The next step was to employ a drouge: a floating object such as a wooden drum or an inflated sealskin which was tied to an arrow or a harpoon, in the hope that, after a time, the whale would tire enough to be approached and killed. Several cultures around the world practiced whaling with drouges, including the Inuit, Native Americans, and the Basque people of the Bay of Biscay.
By medieval times, the Basque fishery had become a significant industry, with whale meat and blubber exported to many parts of Europe. The operation was strictly coastal: watchmen manned lookout towers and when whales were sighted, rang a bell to alert the boat crews. When a whale was killed, it was towed ashore for cutting up and processing.
The type of whale sought was at that time abundant in the North Atlantic and particularly in the Bay of Biscay: the right whale— named because it was the "right" whale to hunt. It was, at least by comparison with other whales, easy to kill, non-agressive, rich in both baleen and oil, and above all, the carcass often floated. (The particular right whale hunted was the one now known as the Atlantic Northern Right Whale.)

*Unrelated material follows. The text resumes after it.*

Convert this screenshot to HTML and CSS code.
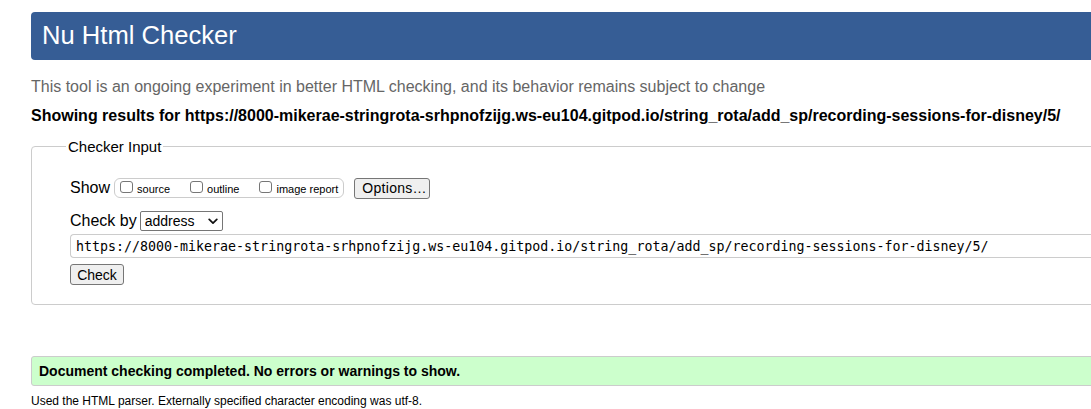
FILE: index.html
```html
<!DOCTYPE html>
<html lang="en">
<head>
<meta charset="utf-8">
<title>Nu Html Checker</title>
<link rel="stylesheet" href="styles.css">
</head>
<body>
<div class="page">
  <h1 class="banner">Nu Html Checker</h1>
  <p class="tagline">This tool is an ongoing experiment in better HTML checking, and its behavior remains subject to change</p>
  <p class="showing">Showing results for https://8000-mikerae-stringrota-srhpnofzijg.ws-eu104.gitpod.io/string_rota/add_sp/recording-sessions-for-disney/5/</p>
  <fieldset class="inputs">
    <legend class="legend">Checker Input</legend>
    <div class="row show-row">
      <span class="label">Show</span>
      <span class="group">
        <label class="opt"><input type="checkbox" class="cb">source</label>
        <label class="opt"><input type="checkbox" class="cb">outline</label>
        <label class="opt"><input type="checkbox" class="cb">image report</label>
      </span>
      <button class="btn options" type="button">Options…</button>
    </div>
    <div class="row by-row">
      <span class="label">Check by</span>
      <span class="select-wrap">
        <select class="select"><option>address</option></select>
        <svg class="chev" width="10" height="7" viewBox="0 0 10 7"><path d="M1.2 1.4 L5 5.2 L8.8 1.4" fill="none" stroke="#111" stroke-width="1.7" stroke-linecap="round" stroke-linejoin="round"/></svg>
      </span>
    </div>
    <div class="url">https://8000-mikerae-stringrota-srhpnofzijg.ws-eu104.gitpod.io/string_rota/add_sp/recording-sessions-for-disney/5/</div>
    <div class="row"><button class="btn check" type="button">Check</button></div>
  </fieldset>
  <p class="success">Document checking completed. No errors or warnings to show.</p>
  <p class="details">Used the HTML parser. Externally specified character encoding was utf-8.</p>
</div>
</body>
</html>
```

FILE: styles.css
```css
html { overflow: hidden; }
body {
  margin: 0;
  font-family: "Liberation Sans", Arial, sans-serif;
  color: #000;
  background: #fff;
}
.page {
  padding: 12px 0 0 31px;
  margin-right: -60px;
}
.banner {
  margin: 0;
  height: 48px;
  box-sizing: border-box;
  padding: 8px 11px 0;
  background: #365d95;
  color: #fff;
  font-weight: normal;
  font-size: 25.6px;
  line-height: 30px;
  border-radius: 4px 0 0 4px;
}
.tagline {
  margin: 17px 0 0;
  font-size: 16px;
  line-height: 20px;
  color: #666;
}
.showing {
  margin: 9px 0 0;
  font-size: 16px;
  line-height: 20px;
  font-weight: bold;
}
.inputs {
  margin: 12px 0 0;
  padding: 23px 38px 19px;
  border: 1px solid #ccc;
  border-radius: 4px 0 0 4px;
  min-width: 0;
}
.legend {
  margin-left: -4px;
  padding: 0 2px;
  font-size: 15px;
}
.row {
  display: flex;
  align-items: center;
}
.label {
  font-size: 16px;
  line-height: 20px;
}
.show-row {
  height: 20px;
}
.group {
  display: flex;
  align-items: center;
  gap: 20px;
  margin-left: 4px;
  height: 18px;
  padding: 0 5px 0 5px;
  border: 1px solid #ccc;
  border-radius: 6px;
  font-size: 11px;
}
.opt {
  display: flex;
  align-items: center;
  gap: 4px;
  line-height: 12px;
  padding-top: 1px;
}
.cb {
  appearance: none;
  margin: 0;
  width: 13px;
  height: 12px;
  border: 1px solid #767676;
  border-radius: 3px;
  background: #fff;
  position: relative;
  top: -2px;
}
.btn {
  font-family: "Liberation Sans", Arial, sans-serif;
  font-size: 14px;
  background: #efefef;
  border: 1px solid #767676;
  border-radius: 3px;
  color: #000;
  padding: 0 7px;
  line-height: 18px;
  height: 21px;
}
.options {
  margin-left: 10px;
  width: 76px;
  letter-spacing: 0.3px;
}
.by-row {
  margin-top: 13px;
  height: 20px;
}
.select-wrap {
  position: relative;
  margin-left: 3px;
  display: inline-flex;
}
.select {
  appearance: none;
  font-family: "Liberation Sans", Arial, sans-serif;
  font-size: 14px;
  width: 83px;
  height: 20px;
  padding: 0 0 0 4px;
  border: 1px solid #767676;
  border-radius: 2px;
  background: #fff;
  color: #000;
  line-height: 18px;
}
.chev {
  position: absolute;
  right: 5px;
  top: 7px;
  pointer-events: none;
}
.url {
  margin-top: 3px;
  height: 24px;
  box-sizing: border-box;
  border: 1px solid #ccc;
  border-right: 0;
  border-radius: 4px 0 0 4px;
  padding: 3px 0 0 5px;
  font-family: "DejaVu Sans Mono", Menlo, monospace;
  font-size: 13.3px;
  line-height: 17px;
  white-space: nowrap;
  overflow: hidden;
}
.check {
  margin-top: 6px;
  width: 54px;
  padding: 0;
}
.success {
  margin: 51px 0 0;
  height: 30px;
  box-sizing: border-box;
  padding: 6px 7px 0;
  background: #ccffcc;
  border: 1px solid #ccc;
  border-radius: 3px 0 0 3px;
  font-weight: bold;
  font-size: 14px;
  line-height: 17px;
}
.details {
  margin: 8px 0 0;
  font-size: 12px;
  line-height: 14px;
}
```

Eventually, during or before the 16th century, Basque whalemen tired of the low success rate of the drouge method (many a harpooned whale would simply swim off into the distance and never be seen again) and adopted the fast-fish method: using the entire whaleboat as a drouge. The technique evolved a great deal over the centuries and varied in detail from one whaling nation to another, but essentially involved having a very long line in the boat which could be paid out as the whale sounded, and hauled back in as it neared the surface. After a sufficient number of attempts to escape, the exhausted whale could be killed. This was considerably more dangerous but resulted in a higher proportion of successful attempts—something that was becoming a necessity at the time, as although the Basque fishery was tiny by comparison with those of later years, right whales were becoming rare near the coasts of Europe. As early as 1372, Basque ships were crossing almost to the other side of the North Atlantic to whale on the Newfoundland Banks. By the late 16th century, right whales were almost exterminated in the eastern North Atlantic and Basque, Norwegian and Icelandic whalers were traveling as far afield as the Gulf of St Lawrence and to the edges of the Greenland ice-pack.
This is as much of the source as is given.